= Northwoods battalion =

Battalion of Naval Training Center, Illinois

The Northwoods Battalion is an Army Reserve Officers' Training Corps battalion that was established in 1968 at the University of Wisconsin-Stevens Point. The battalion is a part of the 3rd Reserve Officers' Training Corps Brigade, the headquarters of which is based at the Great Lakes Naval Training Center, Illinois.

==History==
The first officers were produced at UW-Stevens Point in 1970. Lieutenant Colonel Jack E. Mowery, started the ROTC program and was the first professor of Military Science. Women were not allowed to participate as cadets until 1974. UW-Stout partnered with UW-Stevens Point in 2005, and May 2007 commissioned its first officer.
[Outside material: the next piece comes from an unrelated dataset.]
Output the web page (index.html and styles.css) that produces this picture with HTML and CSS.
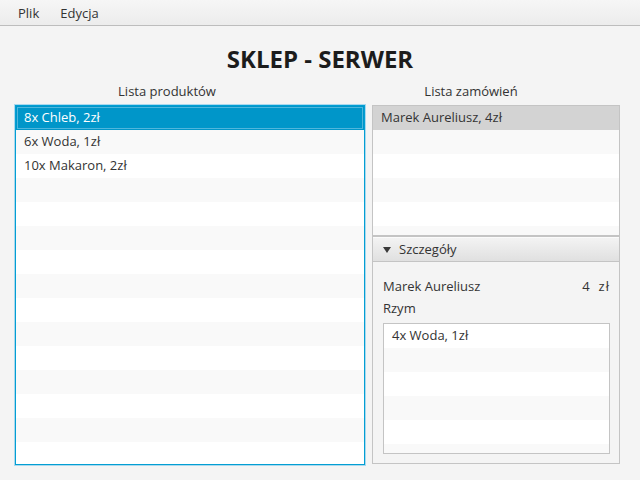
FILE: index.html
```html
<!DOCTYPE html>
<html lang="pl">
<head>
<meta charset="utf-8">
<title>Sklep - Serwer</title>
<link rel="stylesheet" href="styles.css">
</head>
<body>
<div class="menubar">
  <span class="menu">Plik</span>
  <span class="menu">Edycja</span>
</div>
<h1 class="title">SKLEP - SERWER</h1>
<div class="main">
  <div class="col col-left">
    <div class="label label-left">Lista produktów</div>
    <div class="list list-focused list-tall">
      <div class="row row-selected">8x Chleb, 2zł</div>
      <div class="row row-odd">6x Woda, 1zł</div>
      <div class="row">10x Makaron, 2zł</div>
      <div class="row row-odd"></div>
      <div class="row"></div>
      <div class="row row-odd"></div>
      <div class="row"></div>
      <div class="row row-odd"></div>
      <div class="row"></div>
      <div class="row row-odd"></div>
      <div class="row"></div>
      <div class="row row-odd"></div>
      <div class="row"></div>
      <div class="row row-odd"></div>
      <div class="row"></div>
    </div>
  </div>
  <div class="col col-right">
    <div class="label label-right">Lista zamówień</div>
    <div class="list list-orders">
      <div class="row row-selected-gray">Marek Aureliusz, 4zł</div>
      <div class="row row-odd"></div>
      <div class="row"></div>
      <div class="row row-odd"></div>
      <div class="row"></div>
      <div class="row row-odd"></div>
    </div>
    <div class="titled">
      <div class="titled-header">
        <span class="arrow"></span>
        <span>Szczegóły</span>
      </div>
      <div class="titled-content">
        <div class="detail-row">
          <span>Marek Aureliusz</span>
          <span class="price"><span>4</span><span class="currency">zł</span></span>
        </div>
        <div class="detail-row detail-city">Rzym</div>
        <div class="list list-inner">
          <div class="row">4x Woda, 1zł</div>
          <div class="row row-odd"></div>
          <div class="row"></div>
          <div class="row row-odd"></div>
          <div class="row"></div>
          <div class="row row-odd"></div>
        </div>
      </div>
    </div>
  </div>
</div>
</body>
</html>
```

FILE: styles.css
```css
html, body {
  margin: 0;
  padding: 0;
}
body {
  background: #f4f4f4;
  font-family: "Open Sans", "Noto Sans", sans-serif;
  font-size: 13px;
  color: #333333;
  width: 640px;
  height: 480px;
  overflow: hidden;
}
.menubar {
  height: 25px;
  border-bottom: 1px solid #bdbdbd;
  background: linear-gradient(#f6f6f6, #ececec);
  display: flex;
  padding-left: 7px;
}
.menu {
  padding: 2px 11px 0 11px;
  line-height: 23px;
  color: #333333;
}
.menu + .menu {
  margin-left: -1px;
}
.title {
  margin: 17px 0 0 0;
  font-size: 24px;
  line-height: 32px;
  font-weight: bold;
  text-align: center;
  color: #1c1c1c;
}
.main {
  display: flex;
  gap: 6px;
  padding: 7px 20px 0 14px;
}
.col {
  display: flex;
  flex-direction: column;
}
.col-left {
  width: 352px;
}
.col-right {
  width: 248px;
}
.label {
  line-height: 18px;
  height: 18px;
  text-align: center;
  margin-bottom: 5px;
  white-space: nowrap;
}
.label-left {
  padding-right: 46px;
}
.label-right {
  padding-right: 50px;
}
.list {
  background: #ffffff;
  border: 1px solid #c4c4c4;
  overflow: hidden;
}
.list-focused {
  margin: 0 1px;
  border-color: #039ed3;
  box-shadow: 0 0 0 1px #a9d9ee;
}
.list-tall {
  height: 358px;
}
.list-orders {
  height: 129px;
}
.row {
  height: 24px;
  line-height: 23px;
  padding: 0 8px;
  white-space: nowrap;
  background: #ffffff;
}
.row-odd {
  background: #f9f9f9;
}
.row-selected {
  background: #0096c9;
  color: #ffffff;
  box-shadow: inset 0 0 0 1px #0096c9, inset 0 0 0 2px #4fb6dc;
}
.row-selected-gray {
  background: #d3d3d3;
}
.titled {
  display: flex;
  flex-direction: column;
}
.titled-header {
  height: 24px;
  line-height: 24px;
  border: 1px solid #c4c4c4;
  background: linear-gradient(#f4f4f4, #e0e0e0);
  box-shadow: inset 0 1px 0 #fbfbfb;
  display: flex;
  align-items: center;
  padding-left: 10px;
  gap: 8px;
}
.arrow {
  width: 0;
  height: 0;
  border-left: 4px solid transparent;
  border-right: 4px solid transparent;
  border-top: 6px solid #3a3a3a;
  margin-top: 1px;
}
.titled-content {
  height: 202px;
  box-sizing: border-box;
  border: 1px solid #c4c4c4;
  border-top: none;
  background: #f4f4f4;
  padding: 15px 9px 0 10px;
  display: flex;
  flex-direction: column;
}
.detail-row {
  line-height: 18px;
  height: 18px;
  display: flex;
  justify-content: space-between;
  white-space: nowrap;
}
.detail-city {
  margin-top: 4px;
}
.price {
  display: flex;
  gap: 9px;
}
.currency {
  letter-spacing: 1px;
}
.list-inner {
  margin-top: 6px;
  height: 129px;
}
```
UWRF partnered with UWSP in 2007 and in May 2008 commissioned its first officer. UWEC started ROTC in the fall semester of 2009, but did not partner with the UW-Stevens Point until 2010.

==Success==
Currently trains approximately 140 cadets, that once finish the requirements go to either a National Guard, Army Reserve, or Active Army unit. The Northwoods Battalion on average produces 19 lieutenants annually culminating with both winter and spring commissioning ceremonies. According to the University of Wisconsin-Stout's ROTC Northwoods Battalion website, being a part of the Army ROTC is known as being one of the best leadership courses in America.